▶ **GIVEN INFORMATION**
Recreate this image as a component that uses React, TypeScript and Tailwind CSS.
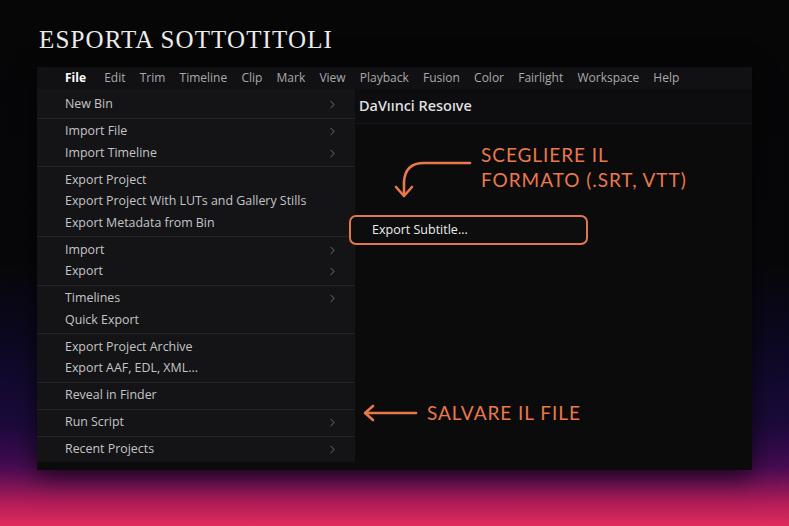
import React from 'react';
import { ChevronRight } from 'lucide-react';

const menuBar = ['File', 'Edit', 'Trim', 'Timeline', 'Clip', 'Mark', 'View', 'Playback', 'Fusion', 'Color', 'Fairlight', 'Workspace', 'Help'];

type Item = { label: string; sub?: boolean };

const groups: Item[][] = [
  [{ label: 'New Bin', sub: true }],
  [
    { label: 'Import File', sub: true },
    { label: 'Import Timeline', sub: true },
  ],
  [
    { label: 'Export Project' },
    { label: 'Export Project With LUTs and Gallery Stills' },
    { label: 'Export Metadata from Bin' },
  ],
  [
    { label: 'Import', sub: true },
    { label: 'Export', sub: true },
  ],
  [
    { label: 'Timelines', sub: true },
    { label: 'Quick Export' },
  ],
  [
    { label: 'Export Project Archive' },
    { label: 'Export AAF, EDL, XML...' },
  ],
  [{ label: 'Reveal in Finder' }],
  [{ label: 'Run Script', sub: true }],
  [{ label: 'Recent Projects', sub: true }],
];

const App: React.FC = () => {
  return (
    <div className="relative w-[789px] h-[526px] overflow-hidden bg-[linear-gradient(to_bottom,#060607_0%,#07070a_50%,#0c0820_64%,#130a30_73%,#1d0a3c_81%,#340b4a_86%,#4a0c52_89%,#761356_92%,#b01c57_95.5%,#e02c5c_100%)] font-['Open_Sans',sans-serif]">
      {/* Title */}
      <h1 className="pl-[39px] pt-[26px] h-[67px] text-[25px] leading-[28px] tracking-[0.045em] text-[#ececec] font-['Liberation_Serif',serif]">
        ESPORTA SOTTOTITOLI
      </h1>

      {/* Resolve window */}
      <div className="relative ml-[37px] w-[715px] h-[403px] bg-[#0b0b0c] shadow-[0_6px_24px_rgba(0,0,0,0.7)] flex flex-col">
        {/* Menu bar */}
        <div className="h-[22px] bg-[#111113] flex items-center pl-[28px] gap-[14.2px] text-[12px] text-[#a9a9ab]">
          {menuBar.map((m) => (
            <span key={m} className={m === 'File' ? 'font-bold text-white mr-[4px]' : ''}>
              {m}
            </span>
          ))}
        </div>

        <div className="flex flex-1">
          {/* Dropdown */}
          <div className="w-[318px] h-[373px] bg-[#141416] pt-[2.5px] text-[12.4px] text-[#c4c4c6]">
            {groups.map((g, gi) => (
              <div key={gi} className={gi === 0 ? 'py-[2.25px]' : 'py-[2.25px] border-t border-[#242427]'}>
                {g.map((it) => (
                  <div key={it.label} className="h-[21.5px] flex items-center justify-between pl-[28px] pr-[16px]">
                    <span>{it.label}</span>
                    {it.sub && <ChevronRight size={13} strokeWidth={1.4} className="text-[#8c8c8e]" />}
                  </div>
                ))}
              </div>
            ))}
          </div>

          {/* Right pane */}
          <div className="flex-1">
            <div className="h-[35px] flex items-center pl-[4px] border-b border-[#151517] bg-[#0d0d0f] text-[14.5px] font-medium text-[#e4e4e6] font-['Noto_Sans',sans-serif]">
              DaVıınci Resoıve
            </div>
          </div>
        </div>

        {/* Highlighted submenu item */}
        <div className="absolute left-[312px] top-[148px] w-[239px] h-[30px] rounded-[7px] border-2 border-[#e2774b] bg-[#0d0d0e] flex items-center pl-[21px] text-[12.5px] text-[#ececec]">
          Export Subtitle...
        </div>
      </div>

      {/* Annotations */}
      <div className="absolute left-[481px] top-[142px] text-[19px] leading-[25px] tracking-[0.05em] text-[#e9784c] font-['Lato',sans-serif]">
        <div>SCEGLIERE IL</div>
        <div>FORMATO (.SRT, VTT)</div>
      </div>
      <div className="absolute left-[427px] top-[401px] text-[19px] leading-[24px] tracking-[0.05em] text-[#e9784c] font-['Lato',sans-serif]">
        SALVARE IL FILE
      </div>

      <svg className="absolute left-0 top-0" width="789" height="526" fill="none" stroke="#e9784c" strokeWidth="2.6" strokeLinecap="round" strokeLinejoin="round">
        <path d="M470 163 H424 Q405 163 404 182 V195" />
        <path d="M396 187 L404 196 L412 187" />
        <path d="M416 413 H366" />
        <path d="M373 406 L365 413 L373 420" />
      </svg>
    </div>
  );
};

export default App;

▶ **PROBLEM TO WORK ON**
Make an exact copy of the whole listing, but don't bring over any pictures.

▶ **WRITTEN ANSWER**
Recreate this image as a component that uses React, TypeScript and Tailwind CSS.
import React from 'react';
import { ChevronRight } from 'lucide-react';

const menuBar = ['File', 'Edit', 'Trim', 'Timeline', 'Clip', 'Mark', 'View', 'Playback', 'Fusion', 'Color', 'Fairlight', 'Workspace', 'Help'];

type Item = { label: string; sub?: boolean };

const groups: Item[][] = [
  [{ label: 'New Bin', sub: true }],
  [
    { label: 'Import File', sub: true },
    { label: 'Import Timeline', sub: true },
  ],
  [
    { label: 'Export Project' },
    { label: 'Export Project With LUTs and Gallery Stills' },
    { label: 'Export Metadata from Bin' },
  ],
  [
    { label: 'Import', sub: true },
    { label: 'Export', sub: true },
  ],
  [
    { label: 'Timelines', sub: true },
    { label: 'Quick Export' },
  ],
  [
    { label: 'Export Project Archive' },
    { label: 'Export AAF, EDL, XML...' },
  ],
  [{ label: 'Reveal in Finder' }],
  [{ label: 'Run Script', sub: true }],
  [{ label: 'Recent Projects', sub: true }],
];

const App: React.FC = () => {
  return (
    <div className="relative w-[789px] h-[526px] overflow-hidden bg-[linear-gradient(to_bottom,#060607_0%,#07070a_50%,#0c0820_64%,#130a30_73%,#1d0a3c_81%,#340b4a_86%,#4a0c52_89%,#761356_92%,#b01c57_95.5%,#e02c5c_100%)] font-['Open_Sans',sans-serif]">
      {/* Title */}
      <h1 className="pl-[39px] pt-[26px] h-[67px] text-[25px] leading-[28px] tracking-[0.045em] text-[#ececec] font-['Liberation_Serif',serif]">
        ESPORTA SOTTOTITOLI
      </h1>

      {/* Resolve window */}
      <div className="relative ml-[37px] w-[715px] h-[403px] bg-[#0b0b0c] shadow-[0_6px_24px_rgba(0,0,0,0.7)] flex flex-col">
        {/* Menu bar */}
        <div className="h-[22px] bg-[#111113] flex items-center pl-[28px] gap-[14.2px] text-[12px] text-[#a9a9ab]">
          {menuBar.map((m) => (
            <span key={m} className={m === 'File' ? 'font-bold text-white mr-[4px]' : ''}>
              {m}
            </span>
          ))}
        </div>

        <div className="flex flex-1">
          {/* Dropdown */}
          <div className="w-[318px] h-[373px] bg-[#141416] pt-[2.5px] text-[12.4px] text-[#c4c4c6]">
            {groups.map((g, gi) => (
              <div key={gi} className={gi === 0 ? 'py-[2.25px]' : 'py-[2.25px] border-t border-[#242427]'}>
                {g.map((it) => (
                  <div key={it.label} className="h-[21.5px] flex items-center justify-between pl-[28px] pr-[16px]">
                    <span>{it.label}</span>
                    {it.sub && <ChevronRight size={13} strokeWidth={1.4} className="text-[#8c8c8e]" />}
                  </div>
                ))}
              </div>
            ))}
          </div>

          {/* Right pane */}
          <div className="flex-1">
            <div className="h-[35px] flex items-center pl-[4px] border-b border-[#151517] bg-[#0d0d0f] text-[14.5px] font-medium text-[#e4e4e6] font-['Noto_Sans',sans-serif]">
              DaVıınci Resoıve
            </div>
          </div>
        </div>

        {/* Highlighted submenu item */}
        <div className="absolute left-[312px] top-[148px] w-[239px] h-[30px] rounded-[7px] border-2 border-[#e2774b] bg-[#0d0d0e] flex items-center pl-[21px] text-[12.5px] text-[#ececec]">
          Export Subtitle...
        </div>
      </div>

      {/* Annotations */}
      <div className="absolute left-[481px] top-[142px] text-[19px] leading-[25px] tracking-[0.05em] text-[#e9784c] font-['Lato',sans-serif]">
        <div>SCEGLIERE IL</div>
        <div>FORMATO (.SRT, VTT)</div>
      </div>
      <div className="absolute left-[427px] top-[401px] text-[19px] leading-[24px] tracking-[0.05em] text-[#e9784c] font-['Lato',sans-serif]">
        SALVARE IL FILE
      </div>

      <svg className="absolute left-0 top-0" width="789" height="526" fill="none" stroke="#e9784c" strokeWidth="2.6" strokeLinecap="round" strokeLinejoin="round">
        <path d="M470 163 H424 Q405 163 404 182 V195" />
        <path d="M396 187 L404 196 L412 187" />
        <path d="M416 413 H366" />
        <path d="M373 406 L365 413 L373 420" />
      </svg>
    </div>
  );
};

export default App;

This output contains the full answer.